CSM toujours : l’art de se faire des amis.

Pour la présentation de son dernier rapport d’activité le CSM a choisi la date du 19 janvier 2023. Quoi qu’on pense de la séparation des pouvoirs, un minimum de respect pour les mouvement sociaux (surtout lorsqu’ils amènent plusieurs centaines de milliers de personnes à descendre dans la rue) aurait été judicieux. Mais tel n’a pas été le cas.

On notera  dans ce dernier rapport (43 pages, « Regards sur une mandature ») que les décisions disciplinaires ne sont plus collationnées dans le rapport d’activité mais que le Conseil se penche sur la nécessité de faire progresser les moyens qu’il pourrait mobiliser pour mieux instruire les procédures disciplinaires (sans évoquer pour l’instant la question des garanties des magistrats poursuivis).

CSM encore: Vers une « psychiatrisation » des situations individuelles ?

Une réflexion sur les garanties procédurales en matière disciplinaire s’avère désormais indispensable. Dans une affaire en cours d’instruction, et donc encore non publique, le CSM a choisi de désigner un expert psychiatre afin d’effectuer une expertise médico-psychologique et psychiatrique d’un collègue poursuivi à l’origine pour un différend avec un auxiliaire de justice. L’expert a vocation à renseigner la juridiction disciplinaire sur l’état de santé et les traitements suivis par le magistrat.

Pour notre organisation une telle décision est dangereuse pour l’ensemble du corps judiciaire. D’une part elle viole le secret médical. D’autre part elle pose un réel problème juridique.

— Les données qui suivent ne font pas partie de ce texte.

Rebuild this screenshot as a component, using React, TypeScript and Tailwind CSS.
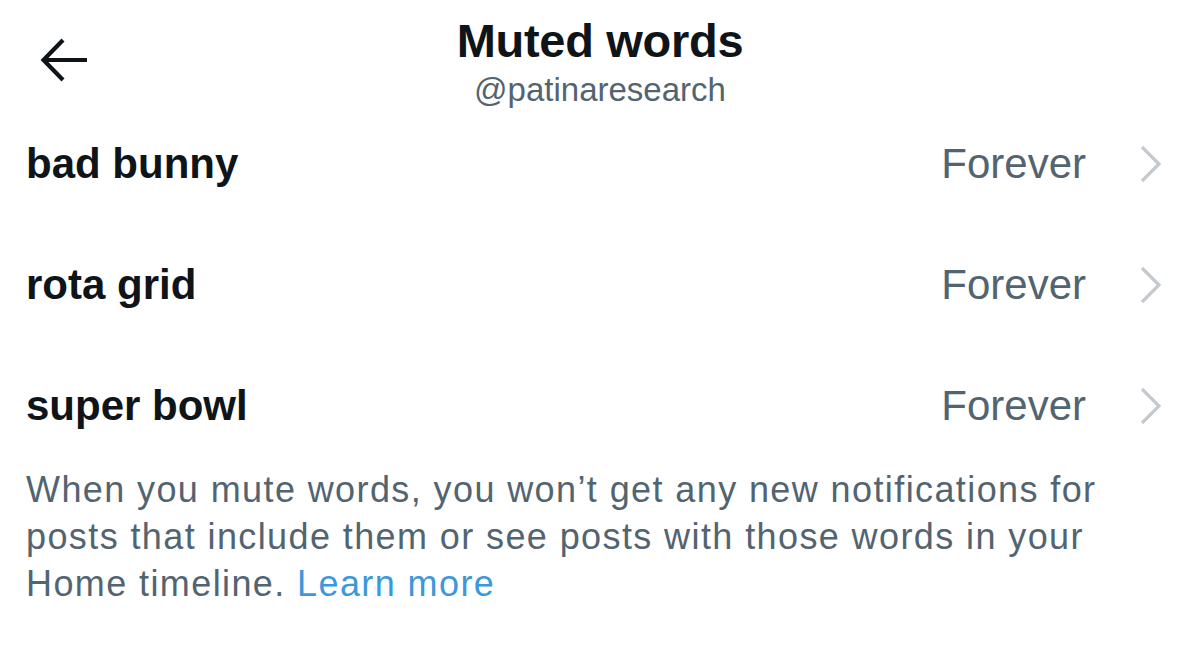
import React from "react";

const rows = ["bad bunny", "rota grid", "super bowl"];

function BackArrow() {
  return (
    <svg width="50" height="44" viewBox="0 0 50 44" fill="none">
      <path d="M47 22H4" stroke="#0f1419" strokeWidth="4.2" />
      <path d="M23 2L3.5 22L23 42" stroke="#0f1419" strokeWidth="4.2" />
    </svg>
  );
}

function Chevron() {
  return (
    <svg width="22" height="38" viewBox="0 0 22 38" fill="none">
      <path d="M2 2L19 19L2 36" stroke="#c3c9cf" strokeWidth="3.2" />
    </svg>
  );
}

export default function App() {
  return (
    <div
      className="w-[1200px] h-[672px] bg-white overflow-hidden"
      style={{ fontFamily: '"Liberation Sans", Arial, sans-serif' }}
    >
      <div className="grid grid-cols-[1fr_auto_1fr] items-start h-[103px] px-[40px]">
        <div className="pt-[38px]">
          <BackArrow />
        </div>
        <div className="flex flex-col items-center pt-[14px]">
          <div className="text-[47px] leading-[54px] font-bold text-[#0f1419] tracking-[-0.3px]">
            Muted words
          </div>
          <div className="text-[33px] leading-[40px] text-[#536471] mt-[2px]">
            @patinaresearch
          </div>
        </div>
        <div />
      </div>
      {rows.map((r) => (
        <div
          key={r}
          className="h-[121px] flex items-center pl-[26px] pr-[38px]"
        >
          <div className="flex-1 text-[42px] font-bold text-[#0f1419]">
            {r}
          </div>
          <div className="text-[42px] text-[#536471] mr-[54px]">Forever</div>
          <Chevron />
        </div>
      ))}
      <p className="pl-[26px] text-[36px] leading-[47px] tracking-[1.4px] text-[#536471] whitespace-nowrap">
        When you mute words, you won’t get any new notifications for
        <br />
        posts that include them or see posts with those words in your
        <br />
        Home timeline. <span className="text-[#3d97db]">Learn more</span>
      </p>
    </div>
  );
}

L’exclusion d’un magistrat pour des motifs médicaux doit être le fait d’une décision administrative soumies au comité médical national saisi par le ministre. Elle n’incombe pas au CSM saisi à titre d’instance disciplinaire. Enfin si l’on peut admettre le recours à des examens dès lors que les faits visés dans la saisine laissent apparaître l’existence d’une altération du discernement, tel n’est nullement le cas en l’espèce.

Dans le même état d’esprit un comité médical local a proposé d’exclure un magistrat car d’après ses conclusions celui-ci serait « névrosé » (sic) et ce en contradiction avec les pièces médicales produites par ce collègue.

Nous avons choisi d’écrire au ministre, au président de la République et au CSM afin de signaler le risque de disparition quasi-complète du corps judiciaire si un tel motif était retenu comme une cause valable d’exclusion.

CSA Ministériel: garder le cap

Lors du CSA Ministériel du 1° février le ministre, comme d’autres membres du gouvernement, a tenté de convaincre les syndicalistes présents de l’intérêt de la réforme des retraites, point qui ne faisait pas partie de l’ordre du jour mais qu’il a tenu à aborder (on se demande bien pourquoi), sans aucun succès (évidemment !).

La première réunion a eu notamment pour objet le vote d’un règlement intérieur provisoire du CSA ministériel, le règlement intérieur définitif devant être approuvé au préalable par le conseil supérieur de la fonction publique. En dépit d’une opposition généralisée des organisations syndicales l’administration a imposé les termes du projet provisoire.

Garder le cap de la protection des intérêts des agents du ministère ne sera pas facile, mais les représentants CFDT s’y emploieront avec énergie  notamment pour faire progresser la qualité de vie au travail qui sera inscrite à l’ordre du jour des travaux de cette instance dans les mois qui viennent.